Morality
- Author: Stephen King
- Language: English
- Genre: Psychological thriller, crime
- Publisher: Esquire, Cemetery Dance, Charles Scribner's Sons
- Published in: Esquire, Blockade Billy, The Bazaar of Bad Dreams
- Publication date: July, 2009
- Publication place: United States
- Media type: Print
- Preceded by: The Bone Church
- Followed by: Afterlife

= Morality (novella) =

2009 novella by Stephen King

Morality is a novella by American writer Stephen King published in the July 2009 issue of Esquire. It was then included as a bonus story in Blockade Billy, a novella published on May 25, 2010, and later collected and re-introduced in the November 3, 2015 anthology The Bazaar of Bad Dreams. In the latter publication, King revealed that the story was inspired by issues of moral philosophy in his own life, back when he was a struggling student and would occasionally shoplift or write other students' essays (an academic offence) to make ends meet. Morality received the 2009 Shirley Jackson Award for Best Novelette.

==Plot summary==
Chad and Nora Callahan are suffering from financial difficulties brought on by lack of employment and low-paying jobs. While they are seemingly frustrated with the influx of monthly bills and other expenses, they remain largely optimistic about the future. Chad hopes to supplement their income by writing a book based on his experiences as a substitute teacher, while Nora, a nurse, works full-time for a retired clergyman named George Winston, who is partially paralyzed and uses a wheelchair after suffering from a stroke.

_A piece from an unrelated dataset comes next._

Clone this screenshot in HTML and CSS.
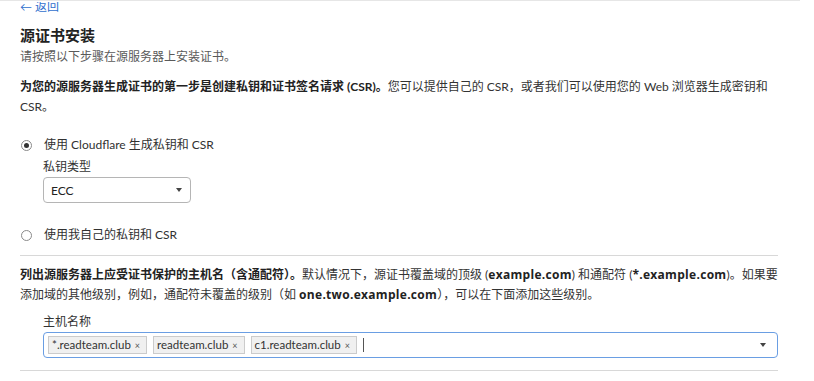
FILE: index.html
```html
<!DOCTYPE html>
<html lang="zh-CN">
<head>
    <meta charset="UTF-8">
    <meta name="viewport" content="width=device-width, initial-scale=1.0">
    <title>源证书安装</title>
    <link rel="stylesheet" href="styles.css">
</head>
<body>
    <div class="topbar"></div>
    <main class="page">
        <div class="back">
            <a class="back__link" href="#">&larr; 返回</a>
        </div>

        <h1 class="title">源证书安装</h1>
        <p class="subtitle">请按照以下步骤在源服务器上安装证书。</p>

        <p class="para intro">
            <strong>为您的源服务器生成证书的第一步是创建私钥和证书签名请求 (CSR)。</strong>您可以提供自己的 CSR，或者我们可以使用您的 Web 浏览器生成密钥和 CSR。
        </p>

        <div class="options">
            <label class="radio">
                <span class="radio__dot radio__dot--on"></span>
                <span>使用 Cloudflare 生成私钥和 CSR</span>
            </label>
            <div class="field">
                <div class="field__label">私钥类型</div>
                <div class="select">
                    <span>ECC</span>
                    <span class="caret"></span>
                </div>
            </div>
            <label class="radio radio--second">
                <span class="radio__dot"></span>
                <span>使用我自己的私钥和 CSR</span>
            </label>
        </div>

        <hr class="divider">

        <p class="para hosts">
            <strong>列出源服务器上应受证书保护的主机名（含通配符）。</strong>默认情况下，源证书覆盖域的顶级 (<strong class="domain">example.com</strong>) 和通配符 (<strong class="domain">*.example.com</strong>)。如果要添加域的其他级别，例如，通配符未覆盖的级别（如 <strong class="domain">one.two.example.com</strong>），可以在下面添加这些级别。
        </p>

        <div class="field field--hosts">
            <div class="field__label">主机名称</div>
            <div class="tags">
                <span class="tag">*.readteam.club <span class="tag__x">×</span></span>
                <span class="tag">readteam.club <span class="tag__x">×</span></span>
                <span class="tag">c1.readteam.club <span class="tag__x">×</span></span>
                <span class="cursor"></span>
                <span class="caret caret--right"></span>
            </div>
        </div>

        <hr class="divider divider--last">
    </main>
</body>
</html>
```

FILE: styles.css
```css
* {
  box-sizing: border-box;
  margin: 0;
  padding: 0;
}

body {
  font-family: Lato, "Noto Sans CJK SC", sans-serif;
  font-size: 12px;
  color: #313131;
  background: #fff;
  overflow: hidden;
}

.topbar {
  width: 800px;
  height: 2px;
  border-top: 1px solid #e6e6e6;
}

.page {
  width: 758px;
  margin-left: 20px;
}

.back {
  height: 10px;
  overflow: hidden;
}

.back__link {
  display: block;
  margin-top: -3px;
  color: #2f6fce;
  text-decoration: none;
  font-size: 12px;
  line-height: 16px;
}

.title {
  margin-top: 13px;
  font-size: 15px;
  line-height: 20px;
  font-weight: 700;
  color: #222;
}

.subtitle {
  margin-top: 3px;
  line-height: 18px;
  color: #5a5a5a;
}

.para {
  line-height: 20px;
  color: #333;
}

.para strong {
  font-weight: 700;
  color: #222;
}

.para .domain {
  font-family: "Open Sans", "Noto Sans CJK SC", sans-serif;
  letter-spacing: 0.3px;
}

.intro {
  margin-top: 11px;
}

.options {
  margin-top: 18px;
}

.radio {
  display: flex;
  align-items: center;
  gap: 12px;
  line-height: 20px;
  padding-left: 1px;
}

.radio--second {
  margin-top: 22px;
}

.radio__dot {
  width: 11px;
  height: 11px;
  border: 1px solid #8a8a8a;
  border-radius: 50%;
  display: flex;
  align-items: center;
  justify-content: center;
}

.radio__dot--on::after {
  content: "";
  width: 5px;
  height: 5px;
  border-radius: 50%;
  background: #333;
}

.field {
  padding-left: 23px;
  margin-top: 3px;
}

.field__label {
  line-height: 18px;
  color: #333;
}

.select {
  width: 148px;
  height: 26px;
  margin-top: 1px;
  border: 1px solid #b5b5b5;
  border-radius: 4px;
  display: flex;
  align-items: center;
  justify-content: space-between;
  padding: 0 8px 0 7px;
  color: #222;
}

.caret {
  width: 0;
  height: 0;
  border-left: 3.5px solid transparent;
  border-right: 3.5px solid transparent;
  border-top: 4px solid #444;
}

.caret--right {
  margin-left: auto;
  margin-right: 1px;
}

.divider {
  border: none;
  border-top: 1px solid #d8d8d8;
  margin-top: 10px;
}

.hosts {
  margin-top: 9px;
}

.field--hosts {
  margin-top: 8px;
}

.tags {
  height: 26px;
  margin-top: 1px;
  border: 1px solid #6a9ee3;
  border-radius: 4px;
  display: flex;
  align-items: center;
  gap: 6px;
  padding: 0 10px 0 4px;
}

.tag {
  height: 18px;
  line-height: 16px;
  padding: 0 6px 0 3px;
  background: #f0f0f0;
  border: 1px solid #cbcbcb;
  color: #333;
  font-size: 11.5px;
  white-space: nowrap;
}

.tag__x {
  font-size: 9px;
  margin-left: 1px;
  color: #555;
}

.cursor {
  width: 1px;
  height: 14px;
  background: #555;
}

.divider--last {
  margin-top: 12px;
}
```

Nora's time spent with Winston is largely uneventful, until one day he offers Nora a solution to her money problems. Winston says that he has lived his life largely without sin and seeks to experience one major sin before he dies. However, he is unable to leave his house given his current condition, making committing any worthwhile sin impossible without aid. Winston states that he intends to commit a sin vicariously through Nora's actions and effectively "doubl[ing] his sin quotient" in the eyes of God. He makes it clear that for Nora's help and assumption of risk in this deed, he will pay her a total of $200,000.

Initially, after Winston reveals what the sin involves, Nora is appalled and assumes that he must be insane. After discussing the pros and cons of the offer with Chad—and reasoning that with the money they would be able to pay off all their debts and move to Vermont—Nora agrees to the proposal. After committing the act with Chad, Nora returns to Winston with a videotape documenting their efforts. While viewing the tape, it's revealed that the sin Winston chose to commit consisted of Nora going up to a small child in a park in broad daylight and punching him in the face, causing the child to suffer a bloody nose.

Seemingly satisfied with the outcome of Nora's actions, Winston agrees to pay her the money. He supposes that Nora will no longer wish to work for him now that she has seen his true face. Nora says she finds the whole situation repulsive and wonders why Winston would want to commit such a senseless act. Shortly afterward, she learns that Winston has committed suicide. Nora wonders about the videotape and whether it will be discovered.

As time passes, Chad and Nora are wracked with guilt over their complicity. Their optimism wanes as their fear of exposure increases. Chad starts drinking, while Nora has two affairs and develops a tendency for masochistic satisfaction during sex. They eventually divorce. Chad blames the failure and poor quality of his book on guilt and Nora's lack of faith in his writing talent. Nora is happy to be rid of Chad and begins working full-time at a hospital. Nora finds an old book titled The Basis of Morality in a used bookstore; she had previously seen it in Winston's study. After reading through it, Nora sadly concludes that there is little or nothing in the book that she didn't already know.